I have abandoned using SCD for that very reason (not handling deletes). Maybe it handles deletes, but I can't make it od it ;-).

My next tought was to use Change Capture and Transformer stages instead (as in my previous projects), but in my case it's no good either as in case of updates I need both, the previous and the current version of the record.

So now I have Join (full outer) and Transformer.

Posted: Wed Nov 02, 2011 5:46 pm
by SURA
SCD is good for SCD type2.

I created 3 different jobs to check the performance.

1. SCD
2. Change Capture
3. Join

I can't find much difference between those jobs. So dosen't matter which approach going to use.

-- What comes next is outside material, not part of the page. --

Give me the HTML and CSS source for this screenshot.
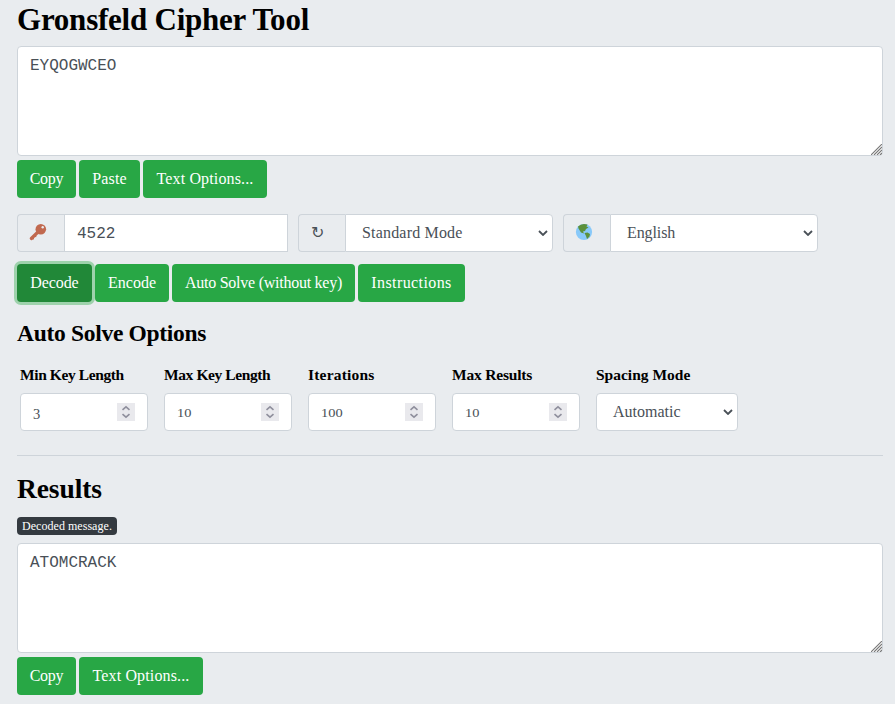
FILE: index.html
```html
<!DOCTYPE html>
<html lang="en">
<head>
<meta charset="utf-8">
<title>Gronsfeld Cipher Tool</title>
<link rel="stylesheet" href="styles.css">
</head>
<body>
<svg class="defs" aria-hidden="true">
  <symbol id="grip" viewBox="0 0 11 11"><path d="M0 11 11 0M3 11 11 3M6 11 11 6M9 11 11 9" stroke="#777" stroke-width="1.100" fill="none"/></symbol>
  <symbol id="down" viewBox="0 0 10 6"><path d="M1 1l4 4 4-4" stroke="#495057" stroke-width="1.8" fill="none"/></symbol>
  <symbol id="spin" viewBox="0 0 18 18"><path d="M5.5 6.8 9 3.8l3.5 3M5.5 11.2l3.5 3 3.5-3" stroke="#8f8f9d" stroke-width="1.6" fill="none"/></symbol>
</svg>
<main>
  <h1>Gronsfeld Cipher Tool</h1>
  <div class="area"><textarea spellcheck="false">EYQOGWCEO</textarea><svg class="grip"><use href="#grip"/></svg></div>
  <div class="buttons">
    <button class="copy">Copy</button><button class="paste">Paste</button><button class="text-options">Text Options...</button>
  </div>
  <div class="settings">
    <div class="group key">
      <span class="addon"><svg width="18" height="18" viewBox="0 0 18 18"><path d="M2.300 15.500 9 9" stroke="#c1694f" stroke-width="3.2" stroke-linecap="round"/><path d="M3 15.300l2 .2M5.500 13l1.800.5" stroke="#c1694f" stroke-width="1.8"/><circle cx="11.800" cy="6.200" r="5.300" fill="#c1694f"/><circle cx="13.700" cy="4.300" r="1.200" fill="#e9ecef"/></svg></span>
      <input class="mono" value="4522">
    </div>
    <div class="group">
      <span class="addon turn">↻</span>
      <div class="select standard"><span>Standard Mode</span><svg><use href="#down"/></svg></div>
    </div>
    <div class="group">
      <span class="addon"><svg width="18" height="18" viewBox="0 0 18 18"><circle cx="9" cy="9" r="8.100" fill="#88c9f9"/><path d="M3 3.500Q5.500 1 9 1l3.500.5-1 2 2 1-2.500 1.500-1 2-2 .5 1 2-3-1-2.500-4zM9.500 10l3-.5 2.500 1.500-.5 2.500-2.500 2.500-1-3z" fill="#5c913b"/></svg></span>
      <div class="select english"><span>English</span><svg><use href="#down"/></svg></div>
    </div>
  </div>
  <div class="buttons">
    <button class="decode">Decode</button><button class="encode">Encode</button><button class="solve">Auto Solve (without key)</button><button class="instructions">Instructions</button>
  </div>
  <h3>Auto Solve Options</h3>
  <div class="options">
    <div class="option"><label class="tight">Min Key Length</label><div class="number"><span class="low">3</span><svg><use href="#spin"/></svg></div></div>
    <div class="option"><label class="tight">Max Key Length</label><div class="number"><span>10</span><svg><use href="#spin"/></svg></div></div>
    <div class="option"><label class="loose">Iterations</label><div class="number"><span>100</span><svg><use href="#spin"/></svg></div></div>
    <div class="option"><label class="snug">Max Results</label><div class="number"><span>10</span><svg><use href="#spin"/></svg></div></div>
    <div class="option wide"><label>Spacing Mode</label><div class="select"><span>Automatic</span><svg><use href="#down"/></svg></div></div>
  </div>
  <hr>
  <h2>Results</h2>
  <span class="badge">Decoded message.</span>
  <div class="area"><textarea spellcheck="false">ATOMCRACK</textarea><svg class="grip"><use href="#grip"/></svg></div>
  <div class="buttons last">
    <button class="copy">Copy</button><button class="text-options">Text Options...</button>
  </div>
</main>
</body>
</html>
```
FILE: styles.css
```css
* { box-sizing: border-box; }
body { margin: 0; background: #e9ecef; color: #000; font: 16px/24px "Liberation Serif", serif; overflow: hidden; }
main { padding: 0 12px 0 17px; }
.defs { position: absolute; width: 0; height: 0; }
h1, h2, h3 { margin: 0; font-weight: 700; white-space: nowrap; }
h1 { height: 46px; font-size: 31px; line-height: 40px; letter-spacing: -.23px; }
h3 { height: 34px; margin-top: 16px; font-size: 23.5px; line-height: 30px; letter-spacing: -.3px; }
h2 { height: 45px; margin-top: 16px; font-size: 27.5px; line-height: 34px; letter-spacing: -.1px; }
.area { position: relative; height: 110px; }
textarea { display: block; width: 100%; height: 110px; padding: 7px 12px 5px; border: 1px solid #ced4da; border-radius: 4px; background: #fff; color: #495057; font: 16px/24px "Liberation Mono", monospace; resize: none; outline: 0; }
.grip { position: absolute; right: 1px; bottom: 1px; width: 11px; height: 11px; }
.buttons { display: flex; gap: 3px; margin-top: 4px; }
button { height: 38px; padding: 0 0 1px; border: 0; border-radius: 4px; background: #28a745; color: #fff; font: 16px/24px "Liberation Serif", serif; white-space: nowrap; }
.copy { width: 59px; letter-spacing: -.3px; }
.paste { width: 61px; letter-spacing: .15px; }
.text-options { width: 124px; letter-spacing: .13px; }
.decode { width: 75px; background: #218838; box-shadow: 0 0 0 3px #9ed2ac; letter-spacing: -.1px; }
.encode { width: 74px; }
.solve { width: 183px; letter-spacing: -.25px; }
.instructions { width: 107px; letter-spacing: .4px; }
.settings { display: flex; gap: 10px; margin: 16px 0 12px; }
.settings + .buttons { margin-top: 0; }
.group { display: flex; width: 255px; height: 38px; }
.key { width: 271px; }
.addon { display: flex; flex: none; align-items: center; width: 47px; padding: 0 0 2px 11px; border: 1px solid #ced4da; border-right: 0; border-radius: 4px 0 0 4px; color: #495057; }
.addon svg { display: block; }
.turn { padding: 0 0 0 12px; font-family: "DejaVu Sans", sans-serif; }
.mono { flex: 1; min-width: 0; height: 38px; padding: 1px 12px 0; border: 1px solid #ced4da; border-radius: 0; background: #fff; color: #495057; font: 16px/24px "Liberation Mono", monospace; outline: 0; }
.select { display: flex; flex: 1; align-items: center; justify-content: space-between; height: 38px; padding: 0 4px 1px 16px; border: 1px solid #ced4da; border-radius: 4px; background: #fff; color: #495057; }
.group .select { border-radius: 0 4px 4px 0; }
.select svg { width: 10px; height: 6px; margin-top: 1px; }
.standard { letter-spacing: .18px; }
.english { letter-spacing: -.1px; }
.options { display: flex; gap: 16px; padding-left: 3px; margin-top: 11px; }
.option { width: 128px; }
.wide { width: 142px; }
label { display: block; height: 30px; font-size: 15.5px; font-weight: 700; line-height: 24px; white-space: nowrap; }
.tight { letter-spacing: -.4px; }
.loose { letter-spacing: .2px; }
.snug { letter-spacing: -.2px; }
.number { display: flex; align-items: center; justify-content: space-between; height: 38px; padding: 0 12px; border: 1px solid #ced4da; border-radius: 4px; background: #fff; color: #495057; }
.number span { padding-top: 1px; font-size: 12px; transform: scaleX(1.2); transform-origin: left; }
.number .low { padding-top: 4px; font-size: 14.5px; transform: none; }
.number svg { width: 18px; height: 18px; background: #e9e9ed; }
hr { height: 1px; margin: 24px 0 0; border: 0; background: #ced4da; }
.badge { display: block; width: 100px; height: 18px; margin-bottom: 8px; padding-left: 5px; border-radius: 4px; background: #343a40; color: #fff; font-size: 12px; line-height: 18px; letter-spacing: .04px; white-space: nowrap; }
```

If you have more than 1 changes in the same load and it is type 2, then SCD is good.

Otherwise no difference.

In SCD stage to get Type2 , if you need to update the Modified batch id , I can't find any option in the SCD stage. So i used the TFM after SCD out and there i checked the Current Indicator and based on that status i loaded the Modified Batch ID column.

Another funny thing is, by default it is selecting all the reference colums as a key column.

DS User

Posted: Wed Nov 02, 2011 6:40 pm
by evee1
I created 3 different jobs to check the performance.
May I know the data volumes you did this testing with?

Posted: Wed Nov 02, 2011 6:49 pm
by SURA
@ 25,000

DS User

Posted: Mon Nov 07, 2011 2:54 pm
by venkatvelpula
Did you use two outputs of SCD or just one? If not, what are the observations on the two inputs? what that really contains and how we can use?

Can we get updates separately and inserts separately using parallel SCD stage?